MARK POWELL’S HOLY COW! HISTORY

They began tearing down the Cracker House a few days ago. It had stood at 914 Main Street in St. Joseph, Missouri, since 1873. And by month’s end it will be nothing but a pile of dusty old broken bricks.

Why does the demolition of a house you’ve never heard of, in a city more than 1,000 miles away no less, matter? Three reasons; one is personal and two pertain to everyone. First, I was born just a few blocks away and saw the Cracker House many times as a child. Next, the man who once lived in it invented something that’s probably in your kitchen pantry right now. And finally, there’s a somber message about waiting too long to save pieces of our past. Let’s begin with the pantry part.

Frank L. Sommer was among the millions of people who left this side of the Mississippi River and headed west after the Civil War. He somehow wound up in St. Joe, a roaring frontier town on the banks of the Missouri River across from Kansas. Two things are certain: he was a good businessman, because he owned a candy company and a bakery; and, as we’re about to learn, he had a sharp eye for new products.

Necessity, they say, is the mother of invention. The Oregon Trail, that famous route to the Old West’s riches, wound through St. Joe. Many pioneers started their trip there. They and other westward pilgrims had to travel light. Anything that could take up little space on the long trip was smiled upon. And Frank Sommer devised just the thing for them.

He took an old product, the traditional soda cracker, and improved it. He pressed it into a thin square, dusted it with salt, and in 1876 began mass producing it as the Premium Soda Cracker. He soon changed the named to “Saltines” after the baking salt used in them. Sommer marketed them with the strange slogan, “Polly want a cracker?” I don’t know how parrots felt, but pioneers, farmers and factory workers went crazy for Saltines. Sales quadrupled in four years. Sommers got very rich, very fast.

In 1890 his bakery merged with others to form the American Biscuit Company which, in 1898, became Nabisco. And Premium saltines are still sold in grocery stores here in South Carolina today.

Sommers used his newfound wealth to buy the stately mansion on Main Street. Locals quickly nicknamed it (what else?) the Cracker House. It was a local showplace for decades.

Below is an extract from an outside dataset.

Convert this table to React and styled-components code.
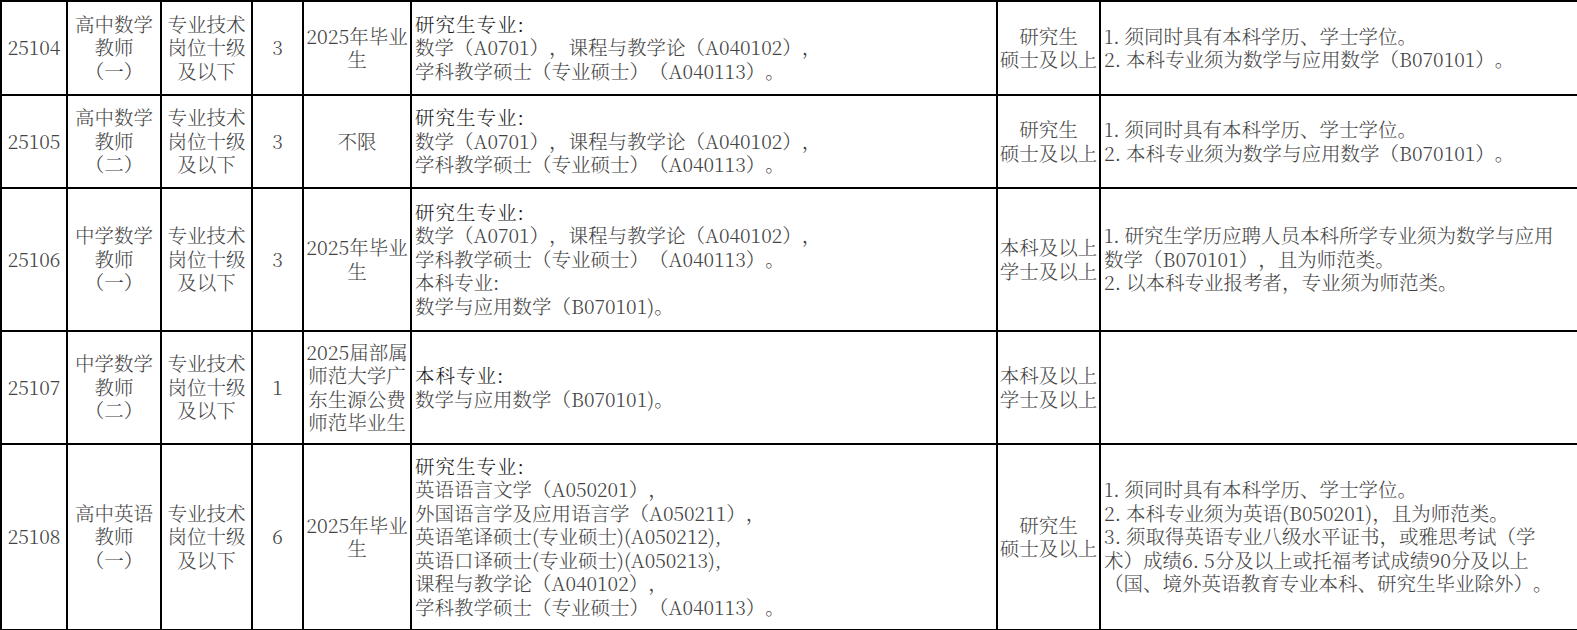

But times changed. The city’s “new money” eventually moved elsewhere. They built even bigger, even grander mansions along Frederick Avenue on the city’s eastern outskirts in the early 20th Century. Then the same thing began in St. Joe that happened in countless American cities: the slow decline from prosperity into poverty. The once elegant neighborhood devolved into a seedy side of town. The owner chopped the formerly grand home into cheap apartments in the 1970s. In the 80s, significant damage to the roof was neglected, allowing rain and snow to cause serious damage.

In 2012, St. Joe residents banded together to save the Cracker House. The estimated cost was frightfully high: more than $700,000. They gamely launched a fundraising campaign anyway and even made a few minor improvements to the rapidly deteriorating structure. But it was too little, too late. A rough winter and recent heavy rains finally weakened one already dangerously unstable wall to the point where it was a serious safety hazard. City officials said the Cracker House had to go.

So the wrecking crews arrived on May 10 and gingerly began tearing the old girl down. By the time you read this column, the Cracker House will be nothing but a once beautiful memory and a dream unfulfilled.

There’s a lesson here for all Americans. If you love a local historic landmark that’s at risk, you must act immediately to save it. There’s no guarantee it will still be there tomorrow. Think about that the next time you’re crumbling a Saltine into your soup.

Have comments, questions or suggestions you’d like to share with Mark? Message him at jmp.press@gmail.com.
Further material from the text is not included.